--- START RAW DATA ---

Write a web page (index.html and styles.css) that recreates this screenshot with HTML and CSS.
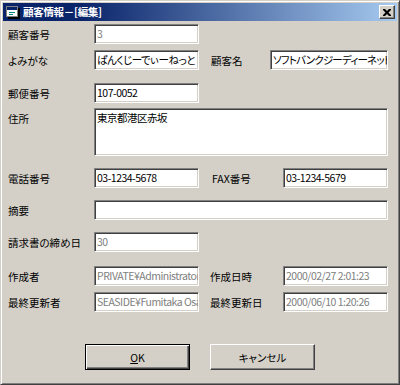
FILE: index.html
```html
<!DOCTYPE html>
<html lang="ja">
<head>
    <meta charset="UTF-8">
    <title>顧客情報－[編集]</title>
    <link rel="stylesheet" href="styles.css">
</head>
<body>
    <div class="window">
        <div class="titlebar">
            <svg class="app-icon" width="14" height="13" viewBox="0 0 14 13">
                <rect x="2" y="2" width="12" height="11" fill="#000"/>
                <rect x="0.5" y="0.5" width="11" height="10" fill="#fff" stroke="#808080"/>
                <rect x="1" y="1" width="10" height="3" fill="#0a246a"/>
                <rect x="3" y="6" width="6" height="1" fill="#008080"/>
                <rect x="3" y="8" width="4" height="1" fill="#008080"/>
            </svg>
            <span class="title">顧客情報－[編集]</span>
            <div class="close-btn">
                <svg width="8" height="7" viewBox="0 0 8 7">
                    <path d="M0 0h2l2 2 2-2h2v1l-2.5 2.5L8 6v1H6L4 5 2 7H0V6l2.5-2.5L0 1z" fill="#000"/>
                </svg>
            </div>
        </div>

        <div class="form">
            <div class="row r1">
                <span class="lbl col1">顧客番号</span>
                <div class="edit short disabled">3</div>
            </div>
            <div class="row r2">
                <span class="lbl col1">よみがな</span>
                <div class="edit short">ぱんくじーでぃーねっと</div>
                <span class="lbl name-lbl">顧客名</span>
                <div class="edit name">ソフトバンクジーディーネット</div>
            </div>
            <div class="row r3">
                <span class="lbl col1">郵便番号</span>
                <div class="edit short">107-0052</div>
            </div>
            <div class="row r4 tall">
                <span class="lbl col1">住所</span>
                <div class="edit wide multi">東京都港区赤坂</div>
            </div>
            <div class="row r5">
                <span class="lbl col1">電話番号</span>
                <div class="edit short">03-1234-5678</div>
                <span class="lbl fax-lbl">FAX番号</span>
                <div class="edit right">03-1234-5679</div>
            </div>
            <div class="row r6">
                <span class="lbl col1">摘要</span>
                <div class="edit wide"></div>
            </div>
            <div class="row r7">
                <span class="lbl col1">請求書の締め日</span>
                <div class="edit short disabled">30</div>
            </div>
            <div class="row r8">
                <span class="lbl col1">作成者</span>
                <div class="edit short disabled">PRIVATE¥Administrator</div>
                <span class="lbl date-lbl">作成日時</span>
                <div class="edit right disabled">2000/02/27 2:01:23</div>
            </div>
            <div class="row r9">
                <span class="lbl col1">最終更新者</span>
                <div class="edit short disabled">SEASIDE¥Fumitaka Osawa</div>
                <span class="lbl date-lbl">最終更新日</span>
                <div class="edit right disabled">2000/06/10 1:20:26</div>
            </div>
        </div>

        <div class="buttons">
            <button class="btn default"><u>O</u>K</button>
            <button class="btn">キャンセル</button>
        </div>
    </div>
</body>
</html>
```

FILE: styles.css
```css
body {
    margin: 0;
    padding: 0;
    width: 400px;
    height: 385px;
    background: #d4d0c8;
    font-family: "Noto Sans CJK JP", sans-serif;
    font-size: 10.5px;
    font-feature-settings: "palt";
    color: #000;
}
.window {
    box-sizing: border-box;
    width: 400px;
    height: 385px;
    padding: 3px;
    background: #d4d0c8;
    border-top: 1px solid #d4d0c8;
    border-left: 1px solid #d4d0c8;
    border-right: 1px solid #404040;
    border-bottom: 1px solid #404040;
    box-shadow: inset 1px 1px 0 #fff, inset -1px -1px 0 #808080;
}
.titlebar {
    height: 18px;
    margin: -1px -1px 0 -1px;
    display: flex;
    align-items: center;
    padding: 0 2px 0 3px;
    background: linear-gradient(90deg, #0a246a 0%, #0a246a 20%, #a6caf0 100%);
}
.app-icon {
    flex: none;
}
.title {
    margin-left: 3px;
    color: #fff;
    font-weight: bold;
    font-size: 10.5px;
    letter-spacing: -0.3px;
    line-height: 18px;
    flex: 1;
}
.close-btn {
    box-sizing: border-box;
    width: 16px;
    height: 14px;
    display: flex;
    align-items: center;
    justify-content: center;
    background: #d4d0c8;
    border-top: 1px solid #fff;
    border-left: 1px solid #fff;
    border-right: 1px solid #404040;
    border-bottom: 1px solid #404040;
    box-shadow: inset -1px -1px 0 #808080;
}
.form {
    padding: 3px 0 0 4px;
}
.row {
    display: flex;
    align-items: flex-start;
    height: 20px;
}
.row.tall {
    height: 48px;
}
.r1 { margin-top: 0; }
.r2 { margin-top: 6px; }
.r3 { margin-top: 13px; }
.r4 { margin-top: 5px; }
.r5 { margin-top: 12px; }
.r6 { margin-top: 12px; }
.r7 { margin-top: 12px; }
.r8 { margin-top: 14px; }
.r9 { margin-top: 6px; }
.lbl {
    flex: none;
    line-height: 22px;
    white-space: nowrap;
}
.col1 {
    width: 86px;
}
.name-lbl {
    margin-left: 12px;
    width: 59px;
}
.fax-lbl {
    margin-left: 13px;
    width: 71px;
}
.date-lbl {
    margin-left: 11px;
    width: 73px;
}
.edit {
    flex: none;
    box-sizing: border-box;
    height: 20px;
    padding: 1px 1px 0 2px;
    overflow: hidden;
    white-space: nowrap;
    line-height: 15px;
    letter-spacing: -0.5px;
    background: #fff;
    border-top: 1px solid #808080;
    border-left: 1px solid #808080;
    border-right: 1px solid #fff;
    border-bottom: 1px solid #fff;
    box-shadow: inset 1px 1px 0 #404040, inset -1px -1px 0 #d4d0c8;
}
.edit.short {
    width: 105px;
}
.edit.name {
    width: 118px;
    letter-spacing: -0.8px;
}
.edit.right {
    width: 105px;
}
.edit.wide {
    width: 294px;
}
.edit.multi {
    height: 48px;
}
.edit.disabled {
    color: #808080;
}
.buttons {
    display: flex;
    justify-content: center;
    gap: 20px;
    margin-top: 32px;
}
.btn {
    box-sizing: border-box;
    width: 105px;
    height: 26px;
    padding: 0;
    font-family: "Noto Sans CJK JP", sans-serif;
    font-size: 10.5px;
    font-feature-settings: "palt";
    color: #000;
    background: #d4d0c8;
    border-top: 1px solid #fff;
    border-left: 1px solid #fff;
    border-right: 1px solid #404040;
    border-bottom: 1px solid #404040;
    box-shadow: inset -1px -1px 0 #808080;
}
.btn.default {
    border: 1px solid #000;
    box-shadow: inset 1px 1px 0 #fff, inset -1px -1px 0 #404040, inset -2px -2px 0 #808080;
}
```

--- END RAW DATA ---
--- START RAW DATA ---

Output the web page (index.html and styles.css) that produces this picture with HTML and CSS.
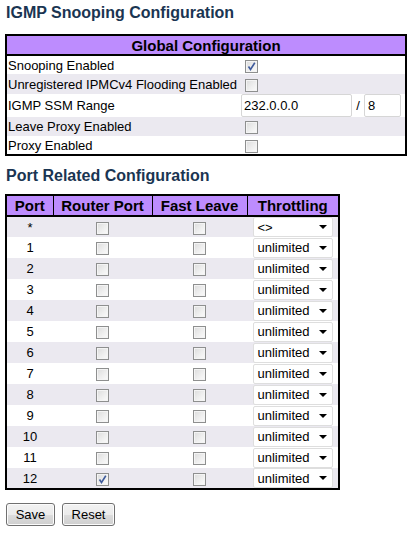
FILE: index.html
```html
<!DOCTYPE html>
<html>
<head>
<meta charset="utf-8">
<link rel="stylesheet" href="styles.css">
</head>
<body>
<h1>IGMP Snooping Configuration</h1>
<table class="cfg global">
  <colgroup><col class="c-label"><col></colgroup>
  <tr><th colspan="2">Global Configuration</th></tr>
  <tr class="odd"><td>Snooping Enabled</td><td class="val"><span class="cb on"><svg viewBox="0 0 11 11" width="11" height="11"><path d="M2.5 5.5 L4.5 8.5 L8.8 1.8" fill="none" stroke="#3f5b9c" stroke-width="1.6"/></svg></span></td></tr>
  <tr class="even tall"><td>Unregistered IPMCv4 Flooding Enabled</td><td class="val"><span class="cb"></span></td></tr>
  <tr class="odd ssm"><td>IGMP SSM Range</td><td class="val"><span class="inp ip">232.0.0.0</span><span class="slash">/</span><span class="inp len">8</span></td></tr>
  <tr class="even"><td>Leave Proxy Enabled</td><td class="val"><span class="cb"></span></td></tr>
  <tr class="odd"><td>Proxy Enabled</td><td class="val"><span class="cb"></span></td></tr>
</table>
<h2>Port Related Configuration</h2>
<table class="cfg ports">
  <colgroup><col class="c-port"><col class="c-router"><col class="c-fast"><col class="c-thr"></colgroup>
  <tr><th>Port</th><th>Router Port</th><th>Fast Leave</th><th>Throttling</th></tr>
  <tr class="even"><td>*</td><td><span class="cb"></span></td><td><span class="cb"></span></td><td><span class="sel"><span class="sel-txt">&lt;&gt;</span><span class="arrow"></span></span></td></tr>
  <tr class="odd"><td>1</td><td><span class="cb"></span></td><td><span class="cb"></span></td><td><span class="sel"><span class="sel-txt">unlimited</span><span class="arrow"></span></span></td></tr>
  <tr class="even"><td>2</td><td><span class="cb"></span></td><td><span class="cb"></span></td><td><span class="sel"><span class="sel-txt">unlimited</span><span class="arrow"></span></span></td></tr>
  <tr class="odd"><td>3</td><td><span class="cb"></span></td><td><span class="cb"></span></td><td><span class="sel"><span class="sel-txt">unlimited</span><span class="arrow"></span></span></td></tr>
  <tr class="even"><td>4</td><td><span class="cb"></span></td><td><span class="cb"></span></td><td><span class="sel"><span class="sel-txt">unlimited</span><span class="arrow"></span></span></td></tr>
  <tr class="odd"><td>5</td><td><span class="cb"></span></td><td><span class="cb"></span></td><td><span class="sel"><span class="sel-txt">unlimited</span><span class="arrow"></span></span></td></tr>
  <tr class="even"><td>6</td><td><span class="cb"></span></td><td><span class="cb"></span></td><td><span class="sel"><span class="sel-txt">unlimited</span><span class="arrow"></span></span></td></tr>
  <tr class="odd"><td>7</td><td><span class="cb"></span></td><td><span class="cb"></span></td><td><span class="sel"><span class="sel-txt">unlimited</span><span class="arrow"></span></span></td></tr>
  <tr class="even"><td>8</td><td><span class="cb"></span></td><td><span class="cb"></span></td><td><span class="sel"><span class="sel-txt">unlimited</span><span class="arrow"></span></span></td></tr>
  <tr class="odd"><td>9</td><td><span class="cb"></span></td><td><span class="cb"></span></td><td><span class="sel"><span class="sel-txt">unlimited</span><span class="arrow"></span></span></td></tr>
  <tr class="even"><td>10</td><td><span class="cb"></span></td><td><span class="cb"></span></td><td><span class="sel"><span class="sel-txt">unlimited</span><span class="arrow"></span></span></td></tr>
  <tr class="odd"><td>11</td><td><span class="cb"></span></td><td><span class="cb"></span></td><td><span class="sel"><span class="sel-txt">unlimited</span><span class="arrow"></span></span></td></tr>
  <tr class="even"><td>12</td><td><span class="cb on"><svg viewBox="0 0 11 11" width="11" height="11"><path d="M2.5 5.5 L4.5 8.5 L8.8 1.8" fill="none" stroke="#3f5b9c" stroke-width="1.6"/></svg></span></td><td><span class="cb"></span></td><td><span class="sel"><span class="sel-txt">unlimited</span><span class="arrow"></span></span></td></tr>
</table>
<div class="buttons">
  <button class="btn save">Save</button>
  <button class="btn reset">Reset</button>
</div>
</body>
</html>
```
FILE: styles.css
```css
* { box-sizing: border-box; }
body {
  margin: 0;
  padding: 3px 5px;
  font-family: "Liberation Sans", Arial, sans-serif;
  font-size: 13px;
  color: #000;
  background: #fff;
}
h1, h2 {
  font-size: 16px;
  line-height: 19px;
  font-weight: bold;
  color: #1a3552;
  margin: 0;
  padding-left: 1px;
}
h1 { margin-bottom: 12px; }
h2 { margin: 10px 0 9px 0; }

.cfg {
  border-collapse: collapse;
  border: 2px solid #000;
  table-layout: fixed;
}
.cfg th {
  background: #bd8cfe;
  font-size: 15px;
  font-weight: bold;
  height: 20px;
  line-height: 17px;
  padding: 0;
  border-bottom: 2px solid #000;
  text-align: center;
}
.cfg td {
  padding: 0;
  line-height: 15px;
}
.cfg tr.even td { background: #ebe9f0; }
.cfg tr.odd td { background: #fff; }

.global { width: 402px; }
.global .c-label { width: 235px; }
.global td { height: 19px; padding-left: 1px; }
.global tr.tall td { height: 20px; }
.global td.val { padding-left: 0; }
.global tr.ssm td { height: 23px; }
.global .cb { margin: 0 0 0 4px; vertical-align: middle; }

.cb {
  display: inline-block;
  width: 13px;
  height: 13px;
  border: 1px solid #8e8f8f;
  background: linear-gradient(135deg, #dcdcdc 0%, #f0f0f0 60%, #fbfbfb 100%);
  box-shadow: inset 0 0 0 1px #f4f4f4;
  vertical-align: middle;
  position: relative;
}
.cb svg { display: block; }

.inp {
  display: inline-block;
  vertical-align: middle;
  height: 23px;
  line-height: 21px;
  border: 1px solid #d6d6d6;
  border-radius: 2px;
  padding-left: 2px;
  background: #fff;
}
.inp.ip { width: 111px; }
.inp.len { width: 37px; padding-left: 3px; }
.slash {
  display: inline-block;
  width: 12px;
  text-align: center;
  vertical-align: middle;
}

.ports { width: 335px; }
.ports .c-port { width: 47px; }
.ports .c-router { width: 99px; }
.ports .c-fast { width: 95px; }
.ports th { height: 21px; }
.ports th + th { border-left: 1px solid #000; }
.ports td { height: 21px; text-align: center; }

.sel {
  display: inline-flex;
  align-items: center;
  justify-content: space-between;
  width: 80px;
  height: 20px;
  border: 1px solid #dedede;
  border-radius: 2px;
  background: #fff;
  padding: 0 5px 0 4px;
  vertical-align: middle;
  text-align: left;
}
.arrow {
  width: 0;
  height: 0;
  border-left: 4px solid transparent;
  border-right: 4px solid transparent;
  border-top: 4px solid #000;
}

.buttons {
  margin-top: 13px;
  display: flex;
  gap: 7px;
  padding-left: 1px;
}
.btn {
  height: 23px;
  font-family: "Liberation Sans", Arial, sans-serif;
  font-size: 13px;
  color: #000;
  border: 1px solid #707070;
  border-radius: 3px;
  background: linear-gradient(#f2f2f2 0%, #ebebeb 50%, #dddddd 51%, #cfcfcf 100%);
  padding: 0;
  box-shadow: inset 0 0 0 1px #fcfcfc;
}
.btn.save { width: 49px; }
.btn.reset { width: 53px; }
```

--- END RAW DATA ---

Filter the records above and return every line that holds the word "index".

OUTPUT OF THE TASK:
Write a web page (index.html and styles.css) that recreates this screenshot with HTML and CSS.
FILE: index.html
Output the web page (index.html and styles.css) that produces this picture with HTML and CSS.
FILE: index.html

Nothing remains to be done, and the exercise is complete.